Iconoclasm and moral hypocrisy
Modern-day iconoclasts are removing objects and symbols of Western civilization as part of moralistic campaigns. By doing so, they are falsifying history and attacking the very foundation of democracy.
Iconoclast is a Greek word for a person destroying a picture. Its use goes back to Byzantine Emperor Leo III (717-741), who banned religious images. Today’s iconoclasts are fanatics destroying objects of historical heritage for political or religious reasons.
In March 2001, Taliban leader Mullah Mohammed Omar ordered the blowing up of two monumental 6th-century statues of Buddha in Afghanistan’s Bamiyan Valley. This barbaric act of religious zealotry shocked the world and was rightly condemned. Today, however, many would refrain from criticizing such gestures for fear of offending the religious sensitivities of Islamists. The Bamiyan Buddhas’ destruction is unforgivable. The statues, sculpted in 507 and 544, predated Islam. At the time, Buddhism was the prevailing religion in the area.
‘Cancel culture’
In 1966, Mao Zedong launched a brutal and radical mass-scale operation in China to reshape the country’s perception of history. During a decade known as the Cultural Revolution, the Chinese Communist Party murdered hundreds of thousands of people and destroyed countless historical monuments and works of art. Iconoclasm, an expression of fanaticism, also exists today. Europeans and Americans tend to associate the phenomenon with the uncivilized past and faraway radical movements such as the Taliban or Maoists.

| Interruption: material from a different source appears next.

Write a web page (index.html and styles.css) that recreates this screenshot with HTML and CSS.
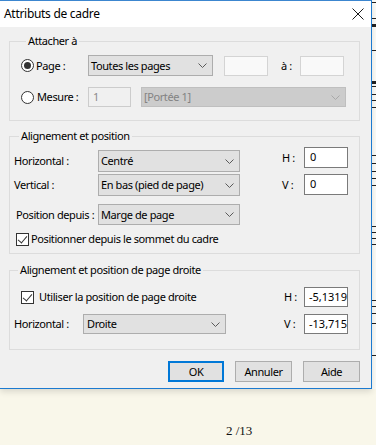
FILE: index.html
```html
<!DOCTYPE html>
<html lang="fr">
<head>
    <meta charset="UTF-8">
    <meta name="viewport" content="width=device-width, initial-scale=1.0">
    <title>Attributs de cadre</title>
    <link rel="stylesheet" href="styles.css">
</head>
<body>
    <div class="screen">
        <div class="top">
            <div class="dialog">
                <!-- Title bar -->
                <div class="titlebar">
                    <span class="title">Attributs de cadre</span>
                    <svg class="close" width="12" height="12" viewBox="0 0 12 12">
                        <path d="M0.5 0.5 L11.5 11.5 M11.5 0.5 L0.5 11.5" stroke="#1a1a1a" stroke-width="1" fill="none"/>
                    </svg>
                </div>

                <div class="dialog-body">
                    <!-- Attacher à -->
                    <fieldset class="group group-attach">
                        <legend>Attacher à</legend>
                        <div class="row row-page">
                            <span class="radio checked"></span>
                            <span class="lbl lbl-page">Page :</span>
                            <div class="select sel-pages">
                                <span>Toutes les pages</span>
                                <svg class="chev" width="9" height="5" viewBox="0 0 9 5"><path d="M0.5 0.5 L4.5 4.5 L8.5 0.5" stroke="#5a5a5a" fill="none"/></svg>
                            </div>
                            <div class="field field-soft"></div>
                            <span class="lbl lbl-to">à :</span>
                            <div class="field field-soft"></div>
                        </div>
                        <div class="row row-measure">
                            <span class="radio"></span>
                            <span class="lbl lbl-measure">Mesure :</span>
                            <div class="field field-disabled">1</div>
                            <div class="select select-disabled sel-staff">
                                <span>[Portée 1]</span>
                                <svg class="chev" width="9" height="5" viewBox="0 0 9 5"><path d="M0.5 0.5 L4.5 4.5 L8.5 0.5" stroke="#a8a8a8" fill="none"/></svg>
                            </div>
                        </div>
                    </fieldset>

                    <!-- Alignement et position -->
                    <fieldset class="group group-align">
                        <legend>Alignement et position</legend>
                        <div class="align-wrap">
                            <div class="align-left">
                                <div class="row row-h">
                                    <span class="lbl lbl-wide">Horizontal :</span>
                                    <div class="select sel-align">
                                        <span>Centré</span>
                                        <svg class="chev" width="9" height="5" viewBox="0 0 9 5"><path d="M0.5 0.5 L4.5 4.5 L8.5 0.5" stroke="#5a5a5a" fill="none"/></svg>
                                    </div>
                                </div>
                                <div class="row row-v">
                                    <span class="lbl lbl-wide">Vertical :</span>
                                    <div class="select sel-align">
                                        <span>En bas (pied de page)</span>
                                        <svg class="chev" width="9" height="5" viewBox="0 0 9 5"><path d="M0.5 0.5 L4.5 4.5 L8.5 0.5" stroke="#5a5a5a" fill="none"/></svg>
                                    </div>
                                </div>
                                <div class="row row-from">
                                    <span class="lbl lbl-wide lbl-from">Position depuis :</span>
                                    <div class="select sel-align sel-from">
                                        <span>Marge de page</span>
                                        <svg class="chev" width="9" height="5" viewBox="0 0 9 5"><path d="M0.5 0.5 L4.5 4.5 L8.5 0.5" stroke="#5a5a5a" fill="none"/></svg>
                                    </div>
                                </div>
                                <div class="row row-check">
                                    <span class="checkbox checked"></span>
                                    <span class="lbl">Positionner depuis le sommet du cadre</span>
                                </div>
                            </div>
                            <div class="align-right">
                                <div class="row row-offset">
                                    <span class="lbl lbl-axis">H :</span>
                                    <div class="field">0</div>
                                </div>
                                <div class="row row-offset">
                                    <span class="lbl lbl-axis">V :</span>
                                    <div class="field">0</div>
                                </div>
                            </div>
                        </div>
                    </fieldset>

                    <!-- Alignement et position de page droite -->
                    <fieldset class="group group-right">
                        <legend>Alignement et position de page droite</legend>
                        <div class="row row-between">
                            <div class="row row-use">
                                <span class="checkbox checked"></span>
                                <span class="lbl">Utiliser la position de page droite</span>
                            </div>
                            <div class="row row-offset">
                                <span class="lbl lbl-axis">H :</span>
                                <div class="field field-num">-5,1319</div>
                            </div>
                        </div>
                        <div class="row row-between row-second">
                            <div class="row">
                                <span class="lbl lbl-right">Horizontal :</span>
                                <div class="select sel-right">
                                    <span>Droite</span>
                                    <svg class="chev" width="9" height="5" viewBox="0 0 9 5"><path d="M0.5 0.5 L4.5 4.5 L8.5 0.5" stroke="#5a5a5a" fill="none"/></svg>
                                </div>
                            </div>
                            <div class="row row-offset">
                                <span class="lbl lbl-axis">V :</span>
                                <div class="field field-num">-13,715</div>
                            </div>
                        </div>
                    </fieldset>

                    <!-- Buttons -->
                    <div class="buttons">
                        <button class="btn btn-default">OK</button>
                        <button class="btn">Annuler</button>
                        <button class="btn">Aide</button>
                    </div>
                </div>
            </div>

            <!-- Edge of the score page behind the dialog -->
            <svg class="page-edge" width="4" height="389" viewBox="0 0 4 389">
                <rect width="4" height="389" fill="#fbfbf7"/>
                <g stroke="#222" stroke-width="1">
                    <path d="M0 2.5 H4 M0 18.5 H4 M0 50.5 H4 M0 86.5 H4 M0 94.5 H4 M0 100.5 H4 M0 107.5 H4 M0 155.5 H4 M0 163.5 H4 M0 171.5 H4 M0 178.5 H4 M0 185.5 H4 M0 226.5 H4 M0 232.5 H4 M0 238.5 H4 M0 244.5 H4 M0 300.5 H4 M0 306.5 H4 M0 313.5 H4 M0 323.5 H4 M0 355.5 H4"/>
                </g>
                <rect y="24" width="4" height="3" fill="#222"/>
                <rect y="81" width="4" height="3" fill="#222"/>
            </svg>
        </div>

        <div class="page-footer">2 /13</div>
    </div>
</body>
</html>
```

FILE: styles.css
```css
* {
    margin: 0;
    padding: 0;
    box-sizing: border-box;
}

body {
    font-family: 'Noto Sans', 'Liberation Sans', Arial, sans-serif;
    font-size: 11px;
    line-height: 16px;
    letter-spacing: -0.4px;
    color: #000;
    background: #f9f7ea;
    width: 376px;
    height: 445px;
    overflow: hidden;
}

.screen {
    display: flex;
    flex-direction: column;
    height: 445px;
}

.top {
    display: flex;
    align-items: flex-start;
}

.dialog {
    width: 372px;
    background: #f0f0f0;
    border-top: 1px solid #3c86cf;
    border-right: 1px solid #1c7ad0;
    border-bottom: 1px solid #1c7ad0;
    box-shadow: 0 3px 6px rgba(0, 0, 0, 0.12);
    position: relative;
    z-index: 1;
}

.titlebar {
    height: 26px;
    background: #fff;
    display: flex;
    align-items: center;
    justify-content: space-between;
    padding: 0 7px 0 4px;
}

.title {
    font-size: 12px;
    letter-spacing: -0.3px;
    color: #000;
}

.close {
    display: block;
}

.dialog-body {
    padding: 0 11px 6px 9px;
}

/* Group boxes */
.group {
    border: 1px solid #dcdcdc;
    min-width: 0;
}

.group legend {
    font-size: 11px;
    line-height: 16px;
    padding: 0 2px;
    margin-left: 5px;
}

.group-attach {
    margin-top: 6px;
    padding: 6px 0 13px 11px;
}

.group-align {
    margin-top: 7px;
    padding: 0 11px 6px 4px;
}

.group-right {
    margin-top: 8px;
    padding: 9px 11px 15px 3px;
}

.row {
    display: flex;
    align-items: center;
}

.lbl {
    white-space: nowrap;
}

/* Attacher à */
.row-page {
    height: 21px;
}

.row-measure {
    height: 20px;
    margin-top: 11px;
}

.lbl-page {
    width: 54px;
    padding-left: 2px;
}

.lbl-measure {
    width: 54px;
    padding-left: 3px;
}

.lbl-to {
    width: 32px;
    padding-left: 13px;
}

.sel-pages {
    width: 125px;
    height: 21px;
    margin-right: 11px;
}

.sel-staff {
    width: 205px;
    height: 20px;
    margin-left: 10px;
}

/* Controls */
.select {
    display: flex;
    align-items: center;
    justify-content: space-between;
    padding: 0 5px 0 2px;
    background: #e1e1e1;
    border: 1px solid #adadad;
    white-space: nowrap;
}

.select-disabled {
    background: #cccccc;
    border-color: #bfbfbf;
    color: #838383;
}

.chev {
    display: block;
    flex: none;
}

.field {
    width: 44px;
    height: 20px;
    background: #fff;
    border: 1px solid #7a7a7a;
    padding-left: 5px;
    line-height: 18px;
    white-space: nowrap;
    overflow: hidden;
}

.field-num {
    padding-left: 4px;
    letter-spacing: 0;
}

.field-soft {
    height: 20px;
    background: #f9f9f9;
    border-color: #d4d4d4;
}

.field-disabled {
    width: 43px;
    background: #f0f0f0;
    border-color: #cccccc;
    color: #8a8a8a;
    padding-left: 4px;
}

.radio {
    width: 13px;
    height: 13px;
    border: 1px solid #333;
    border-radius: 50%;
    background: #fff;
    display: flex;
    align-items: center;
    justify-content: center;
    flex: none;
}

.radio.checked::after {
    content: '';
    width: 7px;
    height: 7px;
    border-radius: 50%;
    background: #333;
}

.checkbox {
    width: 13px;
    height: 13px;
    border: 1px solid #333;
    background: #fff;
    flex: none;
    position: relative;
}

.checkbox.checked::after {
    content: '';
    position: absolute;
    left: 3px;
    top: 0px;
    width: 4px;
    height: 8px;
    border-right: 1px solid #333;
    border-bottom: 1px solid #333;
    transform: rotate(40deg);
}

/* Alignement et position */
.align-wrap {
    display: flex;
    justify-content: space-between;
    align-items: flex-start;
}

.align-left {
    margin-top: 6px;
}

.align-right {
    margin-top: 3px;
}

.lbl-wide {
    width: 84px;
}

.lbl-from {
    padding-left: 2px;
}

.sel-align {
    width: 142px;
    height: 22px;
}

.row-v {
    margin-top: 2px;
}

.row-from {
    margin-top: 8px;
}

.sel-from {
    height: 21px;
}

.row-check {
    margin-top: 6px;
    padding-left: 2px;
    gap: 2px;
}

.row-offset + .row-offset {
    margin-top: 6px;
}

.lbl-axis {
    width: 22px;
}

.align-right .field {
    height: 21px;
}

/* Page droite */
.row-between {
    justify-content: space-between;
    height: 20px;
}

.row-second {
    margin-top: 7px;
}

.row-use {
    padding-left: 8px;
    gap: 5px;
}

.lbl-right {
    width: 70px;
    padding-left: 1px;
}

.sel-right {
    width: 143px;
    height: 20px;
    padding-left: 3px;
}

.group-right .lbl-axis {
    width: 20px;
}

/* Buttons */
.buttons {
    display: flex;
    justify-content: flex-end;
    gap: 11px;
    margin-top: 11px;
}

.btn {
    width: 57px;
    height: 21px;
    font-family: inherit;
    font-size: 11px;
    letter-spacing: inherit;
    color: #000;
    background: #e1e1e1;
    border: 1px solid #adadad;
}

.btn-default {
    border: 2px solid #0078d7;
    width: 56px;
}

/* Page behind */
.page-edge {
    display: block;
    flex: none;
}

.page-footer {
    font-family: 'Liberation Serif', 'Times New Roman', serif;
    font-size: 13px;
    line-height: 16px;
    letter-spacing: 0;
    padding: 34px 0 0 226px;
    color: #111;
}
```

Such a ‘history’ can be considered a form of intellectual iconoclasm
Many in the West forget that past events and cultural heritage must be understood within their historical framework, not judged by the norms, standards and beliefs of today. Unfortunately, our approach to the past has become increasingly judgmental: it mixes a hypocritical “benefit of hindsight” attitude with moral arrogance in assessing the events and personalities of bygone eras. Such a “history” becomes a political tool. It can be considered a form of intellectual iconoclasm.
A significant number of Western historians no longer analyze the past in its historical context. They would rather judge it using moral standards set by themselves. The intellectual base for this practice eerily resembles that applied by the Taliban in the bombing of the Buddha statues. For example, Europe’s historical secularism has been overinflated, prompting excessive criticism of the continent’s Christian heritage. The opposition to including a reference to God in the European constitution was iconoclastic in its radicalism. The more Europe denies its Christian past, the more radical groups will entrench themselves. Xenophobia can quickly become the norm and laicism could degenerate into fundamentalism and intolerance.
Eradicating heritage, regardless of whether one agrees or disagrees with it, tends to polarize societies. The so-called “cancel culture,” born from social media’s practice of banning nonconformists, is supported by lots of organizations and spreading in Western societies. The past is doctored or censored according to today’s view of what is proper and what is not.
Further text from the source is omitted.